The Debenture Trustee is hereby authorized to join with the Corporation in
the execution of any supplemental indenture to effect such amendment, to make
any further appropriate agreements and stipulations which may be therein
contained and to accept the conveyance, transfer and assignment of any property
thereunder, but the Debenture Trustee shall not be obligated to, but may in its
discretion, enter into any such supplemental indenture which affects the
Debenture Trustee's own rights, duties or immunities under this Indenture or
otherwise.
Any amendment to this Indenture authorized by the provisions of this
Section 9.01 may be executed by the Corporation and the Debenture Trustee
without the consent of the holders of any of the Securities at the time
outstanding, notwithstanding any of the provisions of Section 9.02.
SECTION 9.02 With Consent of Securityholders.
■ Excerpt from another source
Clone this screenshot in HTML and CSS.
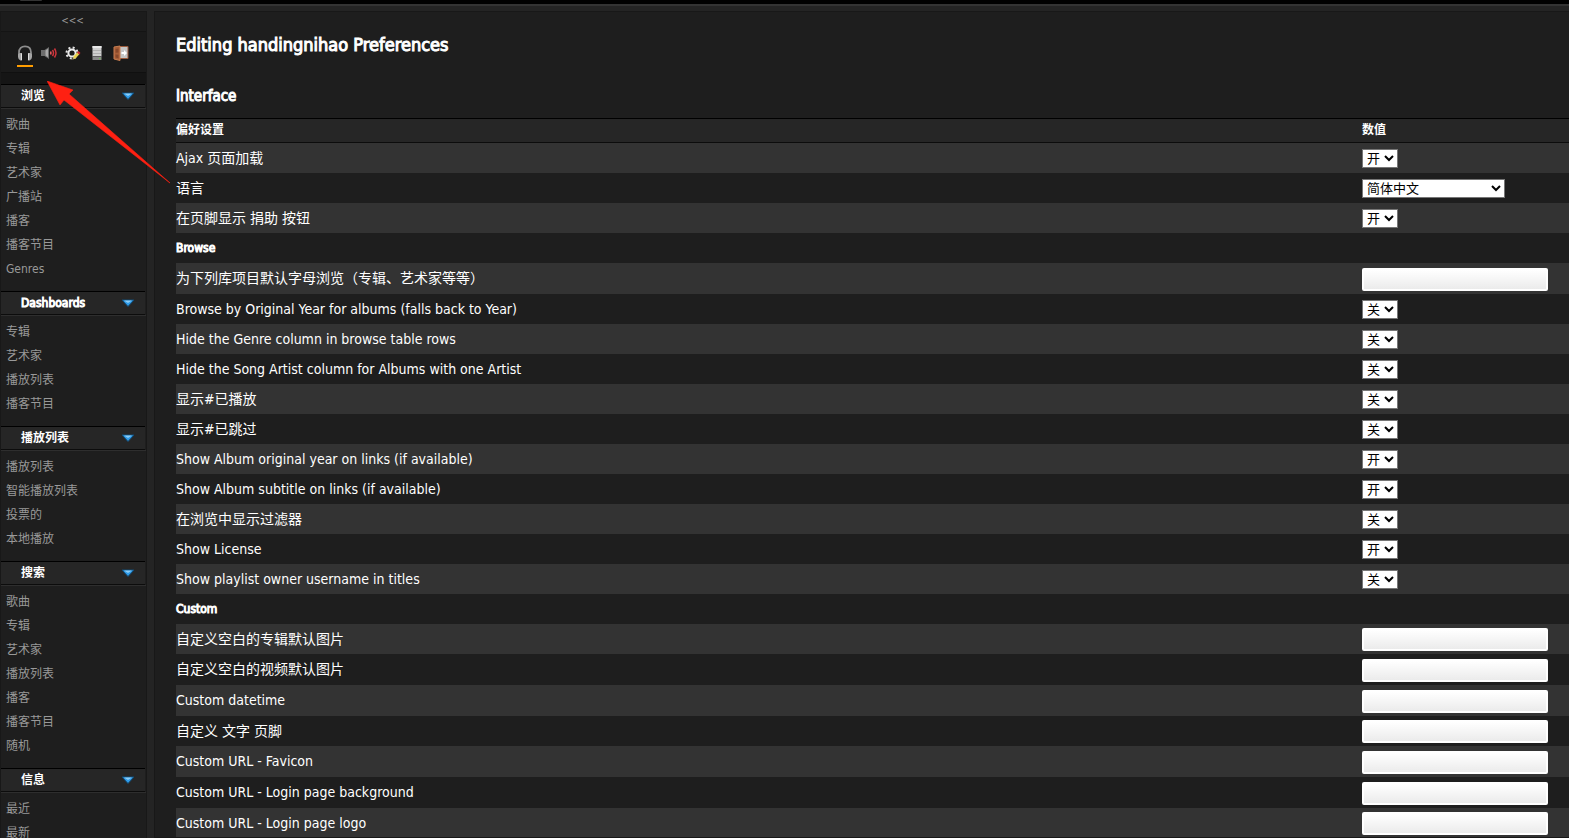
FILE: index.html
```
<!DOCTYPE html>
<html lang="zh-CN">
<head>
    <meta charset="UTF-8">
    <meta name="viewport" content="width=device-width, initial-scale=1.0">
    <title>Preferences</title>
    <link rel="stylesheet" href="styles.css">
</head>
<body>
<header class="topbar"><span class="logo-edge"></span></header>
<div class="page">
    <aside class="sidebar">
        <button class="collapse" type="button">&lt;&lt;&lt;</button>
        <nav class="tabs">
            <a href="#" class="tab active" aria-label="Home">
                <svg width="16" height="16" viewBox="0 0 16 16">
                    <path d="M2 10V7.500C2 3.500 4.500 1.300 8 1.300S14 3.500 14 7.500V10" fill="none" stroke="#8d8d8d" stroke-width="1.800"/>
                    <path d="M1 9.500q.5-1.500 2-1.500H5v7.500H3.500Q1 14.500 1 12zM15 9.500q-.5-1.500-2-1.500h-2v7.500h1.500Q15 14.500 15 12z" fill="#a5a5a5"/>
                    <path d="M4.500 8.500v6.500M11.500 8.500v6.500" stroke="#dedede"/>
                </svg>
            </a>
            <a href="#" class="tab" aria-label="Localplay">
                <svg width="16" height="16" viewBox="0 0 16 16">
                    <path d="M0 5h3.500L8 2v12l-4.500-3H0z" fill="#6c6c6c"/>
                    <path d="M4.500 5.500L7 3.800v8.400l-2.500-1.700z" fill="#a9a9a9"/>
                    <path d="M9.500 6.500q1 1.500 0 3" fill="none" stroke="#ef5a5f" stroke-width="1.500"/>
                    <path d="M11.500 5q2 3 0 6M13.500 3.500q3 4.500 0 9" fill="none" stroke="#d0353c" stroke-width="1.500"/>
                </svg>
            </a>
            <a href="#" class="tab" aria-label="Preferences">
                <svg width="16" height="16" viewBox="0 0 16 16">
                    <circle cx="7" cy="8" r="3.600" fill="none" stroke="#ececec" stroke-width="2"/>
                    <circle cx="7" cy="8" r="5.500" fill="none" stroke="#e4e4e4" stroke-width="2" stroke-dasharray="2 2.320"/>
                    <path d="M7.500 14.500l1-3L12.500 7l2 2-4 4.500z" fill="#e9d34c"/>
                    <path d="M12 7.500L13.500 6l2 2L14 9.500z" fill="#c72c35"/>
                    <path d="M7.500 14.500l.7-2.200 1.500 1.500z" fill="#bcae80"/>
                </svg>
            </a>
            <a href="#" class="tab" aria-label="Server">
                <svg width="16" height="16" viewBox="0 0 16 16">
                    <path d="M3.500 1h9v10h-9z" fill="#cfcfcf"/>
                    <path d="M3.500 1h9v2h-9z" fill="#e9e9e9"/>
                    <path d="M4 5.500h8M4 8.500h8" stroke="#b0b0b0"/>
                    <path d="M3.500 11h9v4h-9z" fill="#8a8a8a"/>
                    <path d="M4 11.500h8" stroke="#5e5e5e"/>
                    <path d="M10 13h1.500v1H10z" fill="#6cc24a"/>
                </svg>
            </a>
            <a href="#" class="tab" aria-label="Logout">
                <svg width="16" height="16" viewBox="0 0 16 16">
                    <path d="M6 1.500h9v12H6z" fill="#c4c4c4" stroke="#9b5b3c"/>
                    <path d="M1 2l6-1v14.500L1 14z" fill="#a85f38" stroke="#c77d50"/>
                    <path d="M2.500 4l3-.5v4l-3 .3zM2.500 9.500l3 .2v3.500l-3-.7z" fill="#87482b"/>
                    <path d="M8.500 7h2.500V5l3 3-3 3V9H8.500z" fill="#fff"/>
                </svg>
            </a>
        </nav>
        <div class="spacer"></div>

        <section class="menu">
            <h4><button type="button">浏览 <svg width="14" height="8" viewBox="0 0 14 8"><path class="caret" d="M1 1h12L7 7.500z"/><path class="caret-shine" d="M3 1.500h8L7 4z"/></svg></button></h4>
            <ul>
                <li><a href="#">歌曲</a></li>
                <li><a href="#">专辑</a></li>
                <li><a href="#">艺术家</a></li>
                <li><a href="#">广播站</a></li>
                <li><a href="#">播客</a></li>
                <li><a href="#">播客节目</a></li>
                <li><a href="#">Genres</a></li>
            </ul>
        </section>
        <section class="menu">
            <h4><button type="button" class="heavy">Dashboards <svg width="14" height="8" viewBox="0 0 14 8"><path class="caret" d="M1 1h12L7 7.500z"/><path class="caret-shine" d="M3 1.500h8L7 4z"/></svg></button></h4>
            <ul>
                <li><a href="#">专辑</a></li>
                <li><a href="#">艺术家</a></li>
                <li><a href="#">播放列表</a></li>
                <li><a href="#">播客节目</a></li>
            </ul>
        </section>
        <section class="menu">
            <h4><button type="button">播放列表 <svg width="14" height="8" viewBox="0 0 14 8"><path class="caret" d="M1 1h12L7 7.500z"/><path class="caret-shine" d="M3 1.500h8L7 4z"/></svg></button></h4>
            <ul>
                <li><a href="#">播放列表</a></li>
                <li><a href="#">智能播放列表</a></li>
                <li><a href="#">投票的</a></li>
                <li><a href="#">本地播放</a></li>
            </ul>
        </section>
        <section class="menu">
            <h4><button type="button">搜索 <svg width="14" height="8" viewBox="0 0 14 8"><path class="caret" d="M1 1h12L7 7.500z"/><path class="caret-shine" d="M3 1.500h8L7 4z"/></svg></button></h4>
            <ul>
                <li><a href="#">歌曲</a></li>
                <li><a href="#">专辑</a></li>
                <li><a href="#">艺术家</a></li>
                <li><a href="#">播放列表</a></li>
                <li><a href="#">播客</a></li>
                <li><a href="#">播客节目</a></li>
                <li><a href="#">随机</a></li>
            </ul>
        </section>
        <section class="menu">
            <h4><button type="button">信息 <svg width="14" height="8" viewBox="0 0 14 8"><path class="caret" d="M1 1h12L7 7.500z"/><path class="caret-shine" d="M3 1.500h8L7 4z"/></svg></button></h4>
            <ul>
                <li><a href="#">最近</a></li>
                <li><a href="#">最新</a></li>
            </ul>
        </section>
    </aside>

    <main class="content">
        <h1 class="heavy">Editing handingnihao Preferences</h1>
        <h2 class="heavy">Interface</h2>
        <table class="prefs">
            <thead>
                <tr><th class="name">偏好设置</th><th class="value">数值</th></tr>
            </thead>
            <tbody>
                <tr><td><label for="ajax">Ajax 页面加载</label></td><td><select id="ajax"><option>开</option><option>关</option></select></td></tr>
                <tr><td><label for="lang">语言</label></td><td><select id="lang" class="wide"><option>简体中文</option></select></td></tr>
                <tr><td><label for="donate">在页脚显示 捐助 按钮</label></td><td><select id="donate"><option>开</option><option>关</option></select></td></tr>
            </tbody>
            <tbody>
                <tr><th colspan="2" class="heavy">Browse</th></tr>
                <tr class="text"><td><label for="alpha">为下列库项目默认字母浏览（专辑、艺术家等等）</label></td><td><input type="text" id="alpha"></td></tr>
                <tr><td><label for="origYear">Browse by Original Year for albums (falls back to Year)</label></td><td><select id="origYear"><option>关</option><option>开</option></select></td></tr>
                <tr><td><label for="hideGenre">Hide the Genre column in browse table rows</label></td><td><select id="hideGenre"><option>关</option><option>开</option></select></td></tr>
                <tr><td><label for="hideArtist">Hide the Song Artist column for Albums with one Artist</label></td><td><select id="hideArtist"><option>关</option><option>开</option></select></td></tr>
                <tr><td><label for="played">显示#已播放</label></td><td><select id="played"><option>关</option><option>开</option></select></td></tr>
                <tr><td><label for="skipped">显示#已跳过</label></td><td><select id="skipped"><option>关</option><option>开</option></select></td></tr>
                <tr><td><label for="albumYear">Show Album original year on links (if available)</label></td><td><select id="albumYear"><option>开</option><option>关</option></select></td></tr>
                <tr><td><label for="subtitle">Show Album subtitle on links (if available)</label></td><td><select id="subtitle"><option>开</option><option>关</option></select></td></tr>
                <tr><td><label for="filter">在浏览中显示过滤器</label></td><td><select id="filter"><option>关</option><option>开</option></select></td></tr>
                <tr><td><label for="license">Show License</label></td><td><select id="license"><option>开</option><option>关</option></select></td></tr>
                <tr><td><label for="owner">Show playlist owner username in titles</label></td><td><select id="owner"><option>关</option><option>开</option></select></td></tr>
            </tbody>
            <tbody class="custom">
                <tr><th colspan="2" class="heavy">Custom</th></tr>
                <tr class="text"><td><label for="blankAlbum">自定义空白的专辑默认图片</label></td><td><input type="text" id="blankAlbum"></td></tr>
                <tr class="text"><td><label for="blankVideo">自定义空白的视频默认图片</label></td><td><input type="text" id="blankVideo"></td></tr>
                <tr class="text"><td><label for="datetime">Custom datetime</label></td><td><input type="text" id="datetime"></td></tr>
                <tr class="text"><td><label for="footer">自定义 文字 页脚</label></td><td><input type="text" id="footer"></td></tr>
                <tr class="text"><td><label for="favicon">Custom URL - Favicon</label></td><td><input type="text" id="favicon"></td></tr>
                <tr class="text"><td><label for="loginBg">Custom URL - Login page background</label></td><td><input type="text" id="loginBg"></td></tr>
                <tr class="text"><td><label for="loginLogo">Custom URL - Login page logo</label></td><td><input type="text" id="loginLogo"></td></tr>
            </tbody>
        </table>
    </main>
</div>

<svg class="arrow" width="124" height="104" viewBox="0 0 124 104">
    <path d="M0 0L26 9L22 13L123 102L17 19L13 24Z" fill="#fe2012" stroke="#fe2012" stroke-width=".6"/>
</svg>
</body>
</html>
```

FILE: styles.css
```
* {
    box-sizing: border-box;
}

body {
    margin: 0;
    height: 100vh;
    overflow: hidden;
    display: flex;
    flex-direction: column;
    background-color: #242424;
    color: #ffffff;
    font-family: "DejaVu Sans Condensed", "Noto Sans CJK SC", sans-serif;
    font-size: 14px;
}

/* bold look on the regular condensed face */
.heavy {
    font-weight: normal !important;
    -webkit-text-stroke: 1px currentColor;
}

.topbar {
    flex: none;
    height: 6px;
    background-color: #000;
    border-bottom: 2px solid #333;
    padding-left: 20px;
}

/* bottom edge of the round logo */
.logo-edge {
    display: block;
    width: 22px;
    height: 1px;
    background-color: #333;
    border-radius: 0 0 11px 11px;
}

.page {
    flex: 1;
    min-height: 0;
    display: flex;
    gap: 7px;
    padding-top: 5px;
}

/* Sidebar */
.sidebar {
    flex: none;
    width: 147px;
    overflow: hidden;
    background-color: #1e1e1e;
    border: 1px solid #181818;
    border-bottom: none;
}

.collapse {
    display: block;
    width: 100%;
    height: 19px;
    padding: 0 2px 2px 0;
    border: none;
    background-color: #1c1c1c;
    color: #999;
    font: inherit;
    font-size: 10px;
    cursor: pointer;
}

.tabs {
    display: flex;
    gap: 8px;
    height: 41px;
    padding: 13px 16px 0;
    background-color: #1a1a1a;
    border-top: 1px solid #141414;
}

.tab {
    height: 22px;
    width: 16px;
}

.tab svg {
    display: block;
}

.tab.active {
    border-bottom: 2px solid #ff9d00;
}

.spacer {
    height: 12px;
    background-color: #151515;
    border-top: 1px solid #101010;
}

.menu h4 {
    margin: 0 1px 0 0;
    height: 24px;
    background-color: #262626;
    border-top: 1px solid #000;
    border-bottom: 1px solid #0c0c0c;
}

.menu button {
    display: flex;
    justify-content: space-between;
    align-items: center;
    width: 100%;
    height: 22px;
    padding: 0 10px 0 20px;
    border: none;
    background: none;
    color: #fff;
    font: inherit;
    font-size: 12px;
    line-height: 14px;
    cursor: pointer;
}

.caret {
    fill: #2f9be8;
    stroke: #134a72;
}

.caret-shine {
    fill: #8ccdf7;
}

.menu ul {
    list-style: none;
    margin: 0;
    padding: 4px 0 10px 5px;
    border-top: 1px solid #2e2e2e;
}

.menu li {
    height: 24px;
    line-height: 24px;
    font-size: 12px;
}

.menu a {
    color: #999;
    text-decoration: none;
}

/* Preferences */
.content {
    flex: 1;
    min-width: 0;
    overflow: hidden;
    padding: 20px 0 0 21px;
    background-color: #1e1e1e;
    border: 1px solid #181818;
    border-right: none;
}

h1 {
    margin: 0 0 28px;
    font-size: 18px;
    line-height: 26px;
}

h2 {
    margin: 0 0 12px;
    font-size: 15px;
    line-height: 20px;
}

.prefs {
    width: 100%;
    table-layout: fixed;
    border-collapse: collapse;
}

.prefs th {
    padding: 0;
    text-align: left;
    font-size: 12px;
    line-height: 14px;
}

.prefs td {
    padding: 0;
}

.prefs .value {
    width: 207px;
}

.prefs thead tr {
    height: 24px;
    background-color: #262626;
    border-top: 1px solid #000;
    border-bottom: 1px solid #0c0c0c;
}

.prefs thead th {
    padding-bottom: 2px;
}

.prefs tbody tr {
    height: 30px;
}

.prefs tbody tr.text {
    height: 31px;
}

.prefs .custom tr.text:nth-child(3n+2) {
    height: 30px;
}

.prefs tbody tr:nth-child(odd) {
    background-color: #333;
}

.prefs tbody:not(:nth-of-type(1)) tr:nth-child(odd) {
    background-color: #1e1e1e;
}

.prefs tbody:not(:nth-of-type(1)) tr:nth-child(even) {
    background-color: #333;
}

.prefs label,
.prefs select,
.prefs input {
    display: block;
}

.prefs label {
    line-height: 16px;
}

.prefs select,
.prefs input {
    margin: 2px 0 0;
}

.prefs select {
    height: 19px;
    padding: 0;
    border: 1px solid #767676;
    border-radius: 0;
    background-color: #fff;
    color: #000;
    font: inherit;
    font-size: 13px;
}

.prefs select.wide {
    width: 143px;
}

.prefs input {
    width: 186px;
    height: 23px;
    padding: 0 4px;
    border: 2px solid #fff;
    border-radius: 2px;
    background: linear-gradient(#fff, #ebebeb);
    font: inherit;
}

/* pointer laid over the page */
.arrow {
    position: absolute;
    left: 47px;
    top: 81px;
    pointer-events: none;
}
```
-------------------------------
With the consent (evidenced as provided in Section 7.01) of the holders of
a majority in aggregate principal amount of the Securities at the time
outstanding, the Corporation, when authorized by a Board Resolution, and the
Debenture Trustee may from time to time and at any time amend this Indenture for
the purpose of adding any provisions to or changing in any manner or eliminating
any of the provisions of this Indenture or of modifying in any manner the rights
of the holders of the Securities; provided, however, that no such amendment
-------- -------
shall, without the consent of the holders of each Security then outstanding and
affected thereby (i) change the Maturity Date of any Security, or reduce the
rate or extend the time of payment of interest thereon (except as contemplated
by Article XVI), or reduce the principal amount thereof, or change any
prepayment provisions, or make the principal thereof or any interest thereon
payable in any coin or currency other than U.S. dollars, or impair or affect the
right of any Securityholder to institute suit for payment thereof, or (ii)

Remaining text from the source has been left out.